Die aktuelle Auseinandersetzung ist im Grunde nur eine neuerliche Ausprägung der seit Jahren schwelenden und immer wieder aufflackernden Debatte um die Einordnung und Bewertung religiöser Symbole im öffentlichen Raum. So hatte beispielsweise vor rund vier Jahren der damalige deutsche Bundespräsident Johannes Rau mit seiner Wortmeldung über "missionarische Textilien", als die muslimische Schleier und Kopftücher gleichermaßen wie Mönchskutten zu gelten hätten, für heftige Kontroversen gesorgt.

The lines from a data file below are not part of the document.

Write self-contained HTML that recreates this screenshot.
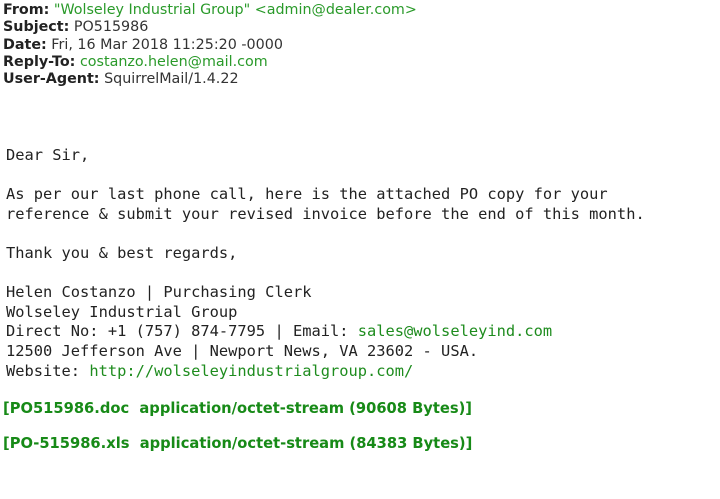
<!DOCTYPE html>
<html><head><style>
body{margin:0;background:#fff;width:720px;height:499px;overflow:hidden;position:relative}
.h{position:absolute;left:3px;font-family:"DejaVu Sans",sans-serif;font-size:14.3px;color:#333;white-space:pre;line-height:17.3px}
.h b{color:#222}
.g{color:#2a9a2a}
pre{position:absolute;left:6px;top:146px;margin:0;font-family:"DejaVu Sans Mono",monospace;font-size:15.38px;line-height:19.6px;color:#222}
pre a{color:#1e8c1e;text-decoration:none}
.att{position:absolute;left:3px;font-family:"DejaVu Sans",sans-serif;font-size:14.7px;font-weight:bold;color:#178a17;white-space:pre}
</style></head><body>
<div class="h" style="top:2px"><b>From:</b> <span class="g">"Wolseley Industrial Group" &lt;admin@dealer.com&gt;</span>
<b>Subject:</b> PO515986
<b>Date:</b> Fri, 16 Mar 2018 11:25:20 -0000
<b>Reply-To:</b> <span class="g">costanzo.helen@mail.com</span>
<b>User-Agent:</b> SquirrelMail/1.4.22</div>
<pre>Dear Sir,

As per our last phone call, here is the attached PO copy for your
reference &amp; submit your revised invoice before the end of this month.

Thank you &amp; best regards,

Helen Costanzo | Purchasing Clerk
Wolseley Industrial Group
Direct No: +1 (757) 874-7795 | Email: <a>sales@wolseleyind.com</a>
12500 Jefferson Ave | Newport News, VA 23602 - USA.
Website: <a>http://wolseleyindustrialgroup.com/</a></pre>
<div class="att" style="top:400px">[PO515986.doc  application/octet-stream (90608 Bytes)]</div>
<div class="att" style="top:435px">[PO-515986.xls  application/octet-stream (84383 Bytes)]</div>
</body></html>
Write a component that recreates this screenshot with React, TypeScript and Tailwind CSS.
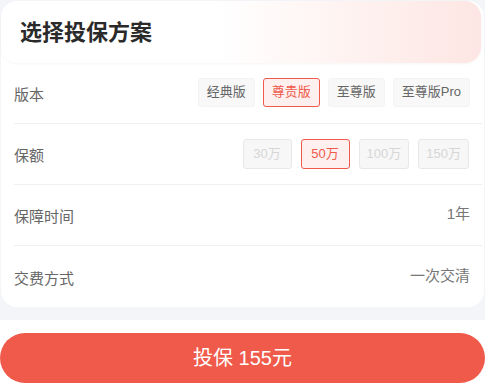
import { useState } from "react";

const versions = ["经典版", "尊贵版", "至尊版", "至尊版Pro"];
const amounts = ["30万", "50万", "100万", "150万"];

function Row({ label, children, last }: { label: string; children: React.ReactNode; last?: boolean }) {
  return (
    <div className={`flex h-[61px] items-center justify-between ${last ? "" : "border-b border-[#f0f0f0]"}`}>
      <span className="pt-[5px] text-[15px] text-[#666]">{label}</span>
      {children}
    </div>
  );
}

export default function App() {
  const [version, setVersion] = useState("尊贵版");
  const [amount, setAmount] = useState("50万");

  return (
    <div
      className="h-[392px] w-[485px] overflow-hidden bg-white"
      style={{ fontFamily: '"Liberation Sans", "Noto Sans CJK SC", sans-serif' }}
    >
      <div className="bg-[#f4f5f9] px-[1px] pt-[1px] pb-[13px]">
        <div className="rounded-[16px] bg-white">
          <div className="mr-[3px] flex h-[62px] items-center rounded-[16px] bg-gradient-to-r from-white from-45% to-[#fde6e3] pl-[19px] shadow-[0_1px_3px_rgba(0,0,0,0.04)]">
            <h1 className="text-[22px] font-bold text-[#2a2a2a]">选择投保方案</h1>
          </div>
          <div className="pl-[13px] pr-[2px]">
            <Row label="版本">
              <div className="mr-[12px] mb-[2px] flex gap-[8px]">
                {versions.map((v) => (
                  <button
                    key={v}
                    onClick={() => setVersion(v)}
                    className={`h-[29px] rounded-[3px] border px-[8px] text-[13px] ${
                      v === version
                        ? "border-[#f05a4b] bg-[#fdf0ef] text-[#f05a4b]"
                        : "border-[#f4f4f4] bg-[#f8f8f8] text-[#666]"
                    }`}
                  >
                    {v}
                  </button>
                ))}
              </div>
            </Row>
            <Row label="保额">
              <div className="mr-[13px] mb-[1px] flex gap-[9px]">
                {amounts.map((a) => (
                  <button
                    key={a}
                    onClick={() => setAmount(a)}
                    className={`h-[30px] min-w-[49px] rounded-[3px] border px-[7px] text-[13px] ${
                      a === amount
                        ? "border-[#f05a4b] bg-[#fdf0ef] text-[#f05a4b]"
                        : "border-[#e8e8e8] bg-[#f7f7f7] text-[#d6d6d6]"
                    }`}
                  >
                    {a}
                  </button>
                ))}
              </div>
            </Row>
            <Row label="保障时间">
              <span className="mr-[12px] mb-[1px] text-[15px] text-[#777]">1年</span>
            </Row>
            <Row label="交费方式" last>
              <span className="mr-[12px] mb-[1px] text-[15px] text-[#777]">一次交清</span>
            </Row>
          </div>
        </div>
      </div>
      <div className="pt-[13px]">
        <button className="h-[50px] w-full rounded-full bg-[#f05a4b] text-[20px] text-white">
          投保 155元
        </button>
      </div>
    </div>
  );
}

Der Unterschied zwischen Kutte und Kopftuch liegt indes im unterschiedlichen Verständnis hinsichtlich der Trennung zwischen Religion und Staat in den jeweiligen Glaubensgemeinschaften: Zurecht erkennt heute niemand mehr in öffentlich präsenten christlichen Symbolen die Behauptung eines umfassenden, integralen Geltungsanspruchs oder eine Infragestellung der bestehenden pluralistisch-freiheitlichen Gesellschaftsordnung.

Vorfälle wie jener um Mona S. nähren hingegen den Verdacht, dass diesbezüglich innerhalb der islamischen Gemeinschaft, gelinde gesagt, noch erheblicher Klärungsbedarf besteht.